CAPABILITIES
Sitting in my first LTEN annual conference this past July, I listened to learning and development (L&D) professionals who approached their work with the passion of true craftspeople. These were people who lived and breathed learning, yet a recurring theme kept coming up in each session that bothered me deeply.
“We can’t get buy-in for skills training.”
Different words, same fatigue. Communication workshops: postponed. Critical thinking series: tabled. Meanwhile, certification prep and product knowledge moved forward because it is more easily measurable and urgent.
Though I’m newer to life sciences L&D, I recognize this deprioritization for what so many other educators also see it as, “a costly blind spot.” The system rewards the immediate and measurable, leaving the compounding power of “soft skills” or capability development perpetually on tomorrow’s agenda.
Let me be clear: The training programs for certifications and product knowledge I’ve encountered in life sciences are efficient. Knowledge transfer happens. Teams meet their metrics.
However, as we’re becoming a more disconnected and distributed workforce, we need to revisit our foundations. According to Forbes, 75% of those who give presentations say they would like to be better at presenting. In addition, another Forbes study shared that 50% of individuals reported that ineffective communication impacted job satisfaction while 42% said it affected stress levels. There’s an unseen accelerant we’re not fully leveraging, a force that amplifies everything it touches.
When we develop soft skills alongside technical knowledge, we’re not fixing what’s broken, we’re expanding what’s possible. Product knowledge gives someone facts, but curiosity and active listening teaches them which facts matter in each conversation. Compliance provides rules, but problemsolving helps navigate where rules intersect with reality.
My own learning journey taught me something about the compound nature of capabilities.
I didn’t have access to formal education through many of my formative years. So, when I needed to understand something, I couldn’t rely on rote steps and formulas that most children learned in school. I had to create visual and tactile representations, break them into parts and rebuild them until they made sense to me. There were no calculators or answer keys, just curiosity and creative problem solving.
People skills were on the menu too: I studied body language and emotions with intensity because understanding people, and truly listening to what was being communicated, meant the difference between a good day and a bad day for me.
When I finally made it to college in my mid-20s, my peers knew more than I did. I expected that, but I did not expect the impact of the learning scaffolding I had inadvertently built in myself. The foundational capabilities I’d developed out of necessity allowed me to accelerate my learning in unexpected ways. I could listen attentively, synthesize concepts deeply and adapt knowledge intuitively.
The knowledge came fast because I had built an infrastructure that helped me be curious and demand understanding, not just answers. This pattern revealed itself repeatedly as I studied music theory before touching a piano, and became a classically-trained pianist teaching within three years. I also started CrossFit at 30 and was coaching within two years, competing within five years. This wasn’t based on talent; it was the foundational learning capabilities that kept compounding.

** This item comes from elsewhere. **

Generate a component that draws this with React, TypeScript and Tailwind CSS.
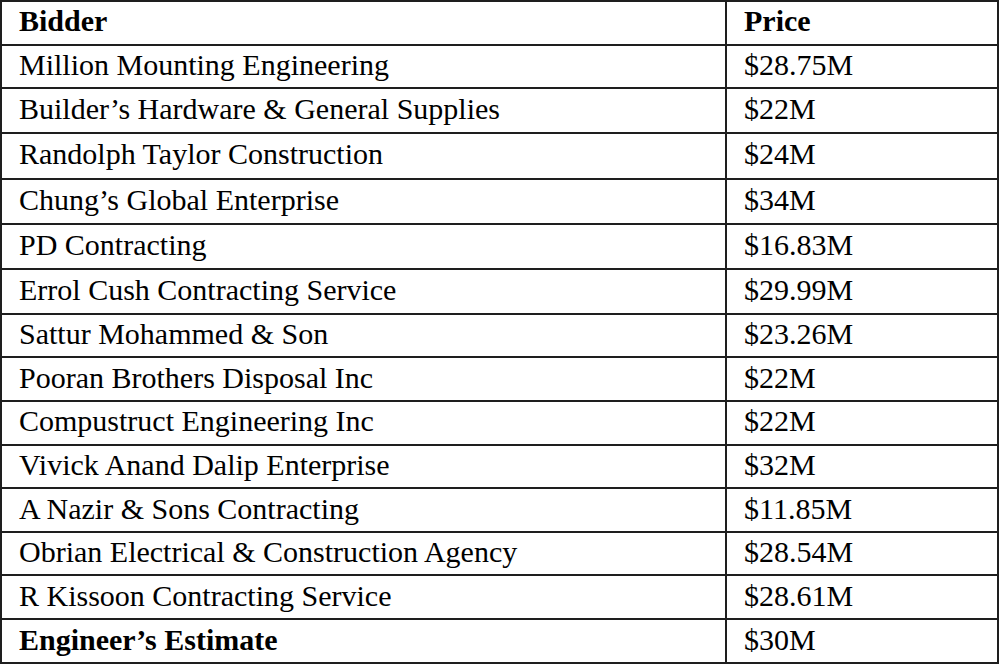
const rows: [string, string, string][] = [
  ["Million Mounting Engineering", "$28.75M", "h-[43.5px]"],
  ["Builder’s Hardware & General Supplies", "$22M", "h-[45.3px]"],
  ["Randolph Taylor Construction", "$24M", "h-[45.3px]"],
  ["Chung’s Global Enterprise", "$34M", "h-[45.3px]"],
  ["PD Contracting", "$16.83M", "h-[45.3px]"],
  ["Errol Cush Contracting Service", "$29.99M", "h-[45.3px]"],
  ["Sattur Mohammed & Son", "$23.26M", "h-[43px]"],
  ["Pooran Brothers Disposal Inc", "$22M", "h-[43.6px]"],
  ["Compustruct Engineering Inc", "$22M", "h-[43.6px]"],
  ["Vivick Anand Dalip Enterprise", "$32M", "h-[43.6px]"],
  ["A Nazir & Sons Contracting", "$11.85M", "h-[43.6px]"],
  ["Obrian Electrical & Construction Agency", "$28.54M", "h-[43.6px]"],
  ["R Kissoon Contracting Service", "$28.61M", "h-[43.6px]"],
];

const cell = "border-2 border-[#1e1e1e] pl-[17px] pb-[3px] leading-none align-middle";

export default function App() {
  return (
    <div className="w-[1000px] h-[666px] bg-white">
      <table
        className="w-[999px] border-collapse text-[30px] text-black table-fixed"
        style={{ fontFamily: '"Liberation Serif", "Times New Roman", serif' }}
      >
        <colgroup>
          <col className="w-[725px]" />
          <col />
        </colgroup>
        <thead>
          <tr className="h-[43.5px]">
            <th className={`${cell} text-left font-bold`}>Bidder</th>
            <th className={`${cell} text-left font-bold`}>Price</th>
          </tr>
        </thead>
        <tbody>
          {rows.map(([name, price, h]) => (
            <tr key={name} className={h}>
              <td className={cell}>{name}</td>
              <td className={cell}>{price}</td>
            </tr>
          ))}
          <tr className="h-[44px]">
            <td className={`${cell} font-bold`}>Engineer’s Estimate</td>
            <td className={cell}>$30M</td>
          </tr>
        </tbody>
      </table>
    </div>
  );
}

I am passionate about teaching people because I want to share the one truth my journey made undeniable: When you build the right foundations, your potential compounds in ways you never could have imagined.
When teams take the time to develop curiosity and listening skills, product knowledge lands differently. It becomes something they adapt, not just recite, and compliance training transforms from “rules to remember” into “principles to apply.”
A demand for skill-based learning experiences can have a lasting impact. When we develop these capabilities in people, we’re not just improving their work performance, we’re enhancing how they navigate the world. They bring more to work because they have more to bring, period.
Creativity doesn’t just improve problem solving; it builds confidence to innovate. Storytelling doesn’t just make someone a compelling presenter; it helps them connect with their teenager. Critical thinking doesn’t just handle objections; it makes them a better citizen, partner and friend.
The next budget conversation doesn’t have to follow the old script. What if we asked: “What percentage of our training successfully translates to varied field situations?” or “What would it look like if our knowledge transfer rate improved by 20%?”
This is what traditional ROI struggles to capture. It sees training as an event with measurable outcomes. But capabilities aren’t events. They’re infrastructure. They compound. They transform not just what people know, but what they’re able to become.
These aren’t “gotcha” questions. They’re invitations to explore what we miss when we only count what’s easily countable.
So, here’s what I want you to know: Every time you advocate for capability development, you’re planting seeds. Every skills workshop you shepherd through, every conversation where you gently redirect from “what’s the ROI?” to “what becomes possible?” you’re closing that blind spot and contributing to a true learning culture.